__DATA EXCERPT__

- - - - -

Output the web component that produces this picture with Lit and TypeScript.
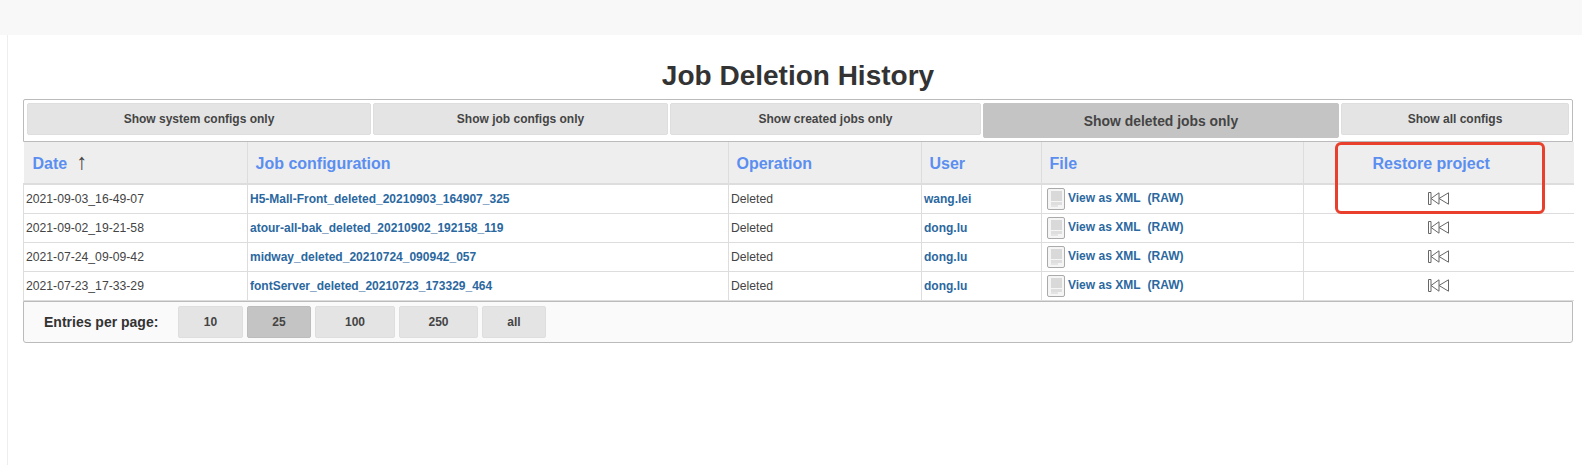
import {LitElement, html, css} from 'lit';
import {customElement} from 'lit/decorators.js';

const FILTERS = [
  {label: 'Show system configs only', width: 344},
  {label: 'Show job configs only', width: 295},
  {label: 'Show created jobs only', width: 311},
  {label: 'Show deleted jobs only', width: 356, active: true},
  {label: 'Show all configs', width: 228}
];

const COLUMNS = [224, 481, 193, 120, 262, 270];

const ROWS = [
  {date: '2021-09-03_16-49-07', job: 'H5-Mall-Front_deleted_20210903_164907_325', user: 'wang.lei'},
  {date: '2021-09-02_19-21-58', job: 'atour-all-bak_deleted_20210902_192158_119', user: 'dong.lu'},
  {date: '2021-07-24_09-09-42', job: 'midway_deleted_20210724_090942_057', user: 'dong.lu'},
  {date: '2021-07-23_17-33-29', job: 'fontServer_deleted_20210723_173329_464', user: 'dong.lu'}
];

const PAGES = [
  {label: '10', width: 65},
  {label: '25', width: 64, active: true},
  {label: '100', width: 80},
  {label: '250', width: 79},
  {label: 'all', width: 64}
];

@customElement('app-root')
export class AppRoot extends LitElement {
  static styles = css`
    :host {
      display: block;
      height: 465px;
      overflow: hidden;
      background: #fff;
      color: #333;
      font-family: "Liberation Sans", Arial, sans-serif;
    }

    .topbar {
      height: 35px;
      background: #f8f8f8;
    }

    .page {
      height: 430px;
      margin-left: 7px;
      padding: 25px 0 0 15px;
      box-sizing: border-box;
      border-left: 1px solid #eee;
    }

    .wrap {
      position: relative;
      width: 1550px;
    }

    h1 {
      margin: 0 0 7px;
      height: 32px;
      font-size: 28px;
      line-height: 32px;
      font-weight: bold;
      text-align: center;
      color: #333;
    }

    .filters {
      display: flex;
      align-items: flex-start;
      gap: 2px;
      height: 43px;
      box-sizing: border-box;
      padding: 3px;
      border: 1px solid #bbb;
      border-radius: 2px 2px 0 0;
    }

    .btn {
      box-sizing: border-box;
      height: 32px;
      line-height: 30px;
      text-align: center;
      font-size: 12px;
      font-weight: bold;
      color: #444;
      background: #e4e4e4;
      border: 1px solid #dedede;
      border-radius: 2px;
    }

    .btn.active {
      background: #c4c4c4;
      border-color: #bcbcbc;
    }

    .filters .btn.active {
      height: 35px;
      line-height: 34px;
      font-size: 13.9px;
      border-color: #c4c4c4;
    }

    table {
      table-layout: fixed;
      width: 1550px;
      border-collapse: collapse;
      font-size: 12.2px;
    }

    th {
      height: 42px;
      padding: 2px 0 0 7.5px;
      box-sizing: border-box;
      text-align: left;
      font-size: 16px;
      font-weight: bold;
      color: #5b8ef0;
      background: #eee;
      border-left: 1px solid #ddd;
      border-bottom: 2px solid #ddd;
    }

    th:first-child {
      border-left: 0;
      padding-left: 9px;
    }

    th.center {
      text-align: center;
      padding: 2px 15px 0 0;
    }

    .arrow {
      margin-left: 9px;
      color: #444;
      font-weight: normal;
      font-size: 22px;
      line-height: 0;
    }

    td {
      height: 29px;
      padding: 0 0 0 2px;
      box-sizing: border-box;
      border: 1px solid #ddd;
      border-top: 0;
      color: #444;
      white-space: nowrap;
    }

    td:last-child {
      border-right: 0;
    }

    a {
      color: #2b68a0;
      font-size: 12px;
      font-weight: bold;
      text-decoration: none;
    }

    .file {
      display: flex;
      align-items: center;
      gap: 3px;
      padding-left: 3px;
    }

    .file a {
      margin-top: -2px;
    }

    .file a.raw {
      margin-left: 4px;
    }

    .file svg {
      display: block;
    }

    td.restore {
      padding: 0 0 2px;
      text-align: center;
    }

    .restore svg {
      display: inline-block;
      vertical-align: middle;
    }

    .pager {
      display: flex;
      align-items: center;
      gap: 4px;
      height: 42px;
      box-sizing: border-box;
      padding: 0 0 0 20px;
      background: #fafafa;
      border: 1px solid #bbb;
      border-radius: 0 0 3px 3px;
    }

    .pager .label {
      width: 130px;
      font-size: 14px;
      font-weight: bold;
      color: #333;
    }

    .highlight {
      position: absolute;
      left: 1312px;
      top: 82px;
      width: 210px;
      height: 72px;
      box-sizing: border-box;
      border: 3px solid #e8402c;
      border-radius: 6px;
      pointer-events: none;
    }
  `;

  fileIcon() {
    return html`<svg width="18" height="22" viewBox="0 0 18 22">
      <rect x="0.5" y="0.5" width="17" height="21" rx="1.5" fill="#f5f5f5" stroke="#aaa"/>
      <rect x="4" y="3" width="11" height="10" fill="#d9d9d9"/>
      <rect x="4" y="14" width="11" height="3" fill="#dedede"/>
      <rect x="4" y="17" width="7" height="2" fill="#e4e4e4"/>
    </svg>`;
  }

  restoreIcon() {
    return html`<svg width="21" height="13" viewBox="0 0 21 13" fill="#fff" stroke="#666" stroke-width="1">
      <path d="M0.5 0.5h2.5v12h-2.5z"/>
      <path d="M11 0.8 3 6.5l8 5.7z"/>
      <path d="M20.5 0.8 11 6.5l9.5 5.7z"/>
    </svg>`;
  }

  render() {
    return html`
      <div class="topbar"></div>
      <div class="page">
        <div class="wrap">
          <h1>Job Deletion History</h1>
          <div class="filters">
            ${FILTERS.map((f) => html`
              <div class="btn ${f.active ? 'active' : ''}" style="width:${f.width}px">${f.label}</div>
            `)}
          </div>
          <table>
            <colgroup>${COLUMNS.map((c) => html`<col style="width:${c}px">`)}</colgroup>
            <thead>
              <tr>
                <th>Date<span class="arrow">↑</span></th>
                <th>Job configuration</th>
                <th>Operation</th>
                <th>User</th>
                <th>File</th>
                <th class="center">Restore project</th>
              </tr>
            </thead>
            <tbody>
              ${ROWS.map((r) => html`
                <tr>
                  <td>${r.date}</td>
                  <td><a href="#">${r.job}</a></td>
                  <td>Deleted</td>
                  <td><a href="#">${r.user}</a></td>
                  <td>
                    <div class="file">
                      ${this.fileIcon()}
                      <a href="#">View as XML</a>
                      <a class="raw" href="#">(RAW)</a>
                    </div>
                  </td>
                  <td class="restore">${this.restoreIcon()}</td>
                </tr>
              `)}
            </tbody>
          </table>
          <div class="pager">
            <span class="label">Entries per page:</span>
            ${PAGES.map((p) => html`
              <div class="btn ${p.active ? 'active' : ''}" style="width:${p.width}px">${p.label}</div>
            `)}
          </div>
          <div class="highlight"></div>
        </div>
      </div>
    `;
  }
}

- - - - -

__DIRECTIONS__
Transcribe the listing in full and omit the pictures.

__WRITTEN ANSWER__
Output the web component that produces this picture with Lit and TypeScript.
import {LitElement, html, css} from 'lit';
import {customElement} from 'lit/decorators.js';

const FILTERS = [
  {label: 'Show system configs only', width: 344},
  {label: 'Show job configs only', width: 295},
  {label: 'Show created jobs only', width: 311},
  {label: 'Show deleted jobs only', width: 356, active: true},
  {label: 'Show all configs', width: 228}
];

const COLUMNS = [224, 481, 193, 120, 262, 270];

const ROWS = [
  {date: '2021-09-03_16-49-07', job: 'H5-Mall-Front_deleted_20210903_164907_325', user: 'wang.lei'},
  {date: '2021-09-02_19-21-58', job: 'atour-all-bak_deleted_20210902_192158_119', user: 'dong.lu'},
  {date: '2021-07-24_09-09-42', job: 'midway_deleted_20210724_090942_057', user: 'dong.lu'},
  {date: '2021-07-23_17-33-29', job: 'fontServer_deleted_20210723_173329_464', user: 'dong.lu'}
];

const PAGES = [
  {label: '10', width: 65},
  {label: '25', width: 64, active: true},
  {label: '100', width: 80},
  {label: '250', width: 79},
  {label: 'all', width: 64}
];

@customElement('app-root')
export class AppRoot extends LitElement {
  static styles = css`
    :host {
      display: block;
      height: 465px;
      overflow: hidden;
      background: #fff;
      color: #333;
      font-family: "Liberation Sans", Arial, sans-serif;
    }

    .topbar {
      height: 35px;
      background: #f8f8f8;
    }

    .page {
      height: 430px;
      margin-left: 7px;
      padding: 25px 0 0 15px;
      box-sizing: border-box;
      border-left: 1px solid #eee;
    }

    .wrap {
      position: relative;
      width: 1550px;
    }

    h1 {
      margin: 0 0 7px;
      height: 32px;
      font-size: 28px;
      line-height: 32px;
      font-weight: bold;
      text-align: center;
      color: #333;
    }

    .filters {
      display: flex;
      align-items: flex-start;
      gap: 2px;
      height: 43px;
      box-sizing: border-box;
      padding: 3px;
      border: 1px solid #bbb;
      border-radius: 2px 2px 0 0;
    }

    .btn {
      box-sizing: border-box;
      height: 32px;
      line-height: 30px;
      text-align: center;
      font-size: 12px;
      font-weight: bold;
      color: #444;
      background: #e4e4e4;
      border: 1px solid #dedede;
      border-radius: 2px;
    }

    .btn.active {
      background: #c4c4c4;
      border-color: #bcbcbc;
    }

    .filters .btn.active {
      height: 35px;
      line-height: 34px;
      font-size: 13.9px;
      border-color: #c4c4c4;
    }

    table {
      table-layout: fixed;
      width: 1550px;
      border-collapse: collapse;
      font-size: 12.2px;
    }

    th {
      height: 42px;
      padding: 2px 0 0 7.5px;
      box-sizing: border-box;
      text-align: left;
      font-size: 16px;
      font-weight: bold;
      color: #5b8ef0;
      background: #eee;
      border-left: 1px solid #ddd;
      border-bottom: 2px solid #ddd;
    }

    th:first-child {
      border-left: 0;
      padding-left: 9px;
    }

    th.center {
      text-align: center;
      padding: 2px 15px 0 0;
    }

    .arrow {
      margin-left: 9px;
      color: #444;
      font-weight: normal;
      font-size: 22px;
      line-height: 0;
    }

    td {
      height: 29px;
      padding: 0 0 0 2px;
      box-sizing: border-box;
      border: 1px solid #ddd;
      border-top: 0;
      color: #444;
      white-space: nowrap;
    }

    td:last-child {
      border-right: 0;
    }

    a {
      color: #2b68a0;
      font-size: 12px;
      font-weight: bold;
      text-decoration: none;
    }

    .file {
      display: flex;
      align-items: center;
      gap: 3px;
      padding-left: 3px;
    }

    .file a {
      margin-top: -2px;
    }

    .file a.raw {
      margin-left: 4px;
    }

    .file svg {
      display: block;
    }

    td.restore {
      padding: 0 0 2px;
      text-align: center;
    }

    .restore svg {
      display: inline-block;
      vertical-align: middle;
    }

    .pager {
      display: flex;
      align-items: center;
      gap: 4px;
      height: 42px;
      box-sizing: border-box;
      padding: 0 0 0 20px;
      background: #fafafa;
      border: 1px solid #bbb;
      border-radius: 0 0 3px 3px;
    }

    .pager .label {
      width: 130px;
      font-size: 14px;
      font-weight: bold;
      color: #333;
    }

    .highlight {
      position: absolute;
      left: 1312px;
      top: 82px;
      width: 210px;
      height: 72px;
      box-sizing: border-box;
      border: 3px solid #e8402c;
      border-radius: 6px;
      pointer-events: none;
    }
  `;

  fileIcon() {
    return html`<svg width="18" height="22" viewBox="0 0 18 22">
      <rect x="0.5" y="0.5" width="17" height="21" rx="1.5" fill="#f5f5f5" stroke="#aaa"/>
      <rect x="4" y="3" width="11" height="10" fill="#d9d9d9"/>
      <rect x="4" y="14" width="11" height="3" fill="#dedede"/>
      <rect x="4" y="17" width="7" height="2" fill="#e4e4e4"/>
    </svg>`;
  }

  restoreIcon() {
    return html`<svg width="21" height="13" viewBox="0 0 21 13" fill="#fff" stroke="#666" stroke-width="1">
      <path d="M0.5 0.5h2.5v12h-2.5z"/>
      <path d="M11 0.8 3 6.5l8 5.7z"/>
      <path d="M20.5 0.8 11 6.5l9.5 5.7z"/>
    </svg>`;
  }

  render() {
    return html`
      <div class="topbar"></div>
      <div class="page">
        <div class="wrap">
          <h1>Job Deletion History</h1>
          <div class="filters">
            ${FILTERS.map((f) => html`
              <div class="btn ${f.active ? 'active' : ''}" style="width:${f.width}px">${f.label}</div>
            `)}
          </div>
          <table>
            <colgroup>${COLUMNS.map((c) => html`<col style="width:${c}px">`)}</colgroup>
            <thead>
              <tr>
                <th>Date<span class="arrow">↑</span></th>
                <th>Job configuration</th>
                <th>Operation</th>
                <th>User</th>
                <th>File</th>
                <th class="center">Restore project</th>
              </tr>
            </thead>
            <tbody>
              ${ROWS.map((r) => html`
                <tr>
                  <td>${r.date}</td>
                  <td><a href="#">${r.job}</a></td>
                  <td>Deleted</td>
                  <td><a href="#">${r.user}</a></td>
                  <td>
                    <div class="file">
                      ${this.fileIcon()}
                      <a href="#">View as XML</a>
                      <a class="raw" href="#">(RAW)</a>
                    </div>
                  </td>
                  <td class="restore">${this.restoreIcon()}</td>
                </tr>
              `)}
            </tbody>
          </table>
          <div class="pager">
            <span class="label">Entries per page:</span>
            ${PAGES.map((p) => html`
              <div class="btn ${p.active ? 'active' : ''}" style="width:${p.width}px">${p.label}</div>
            `)}
          </div>
          <div class="highlight"></div>
        </div>
      </div>
    `;
  }
}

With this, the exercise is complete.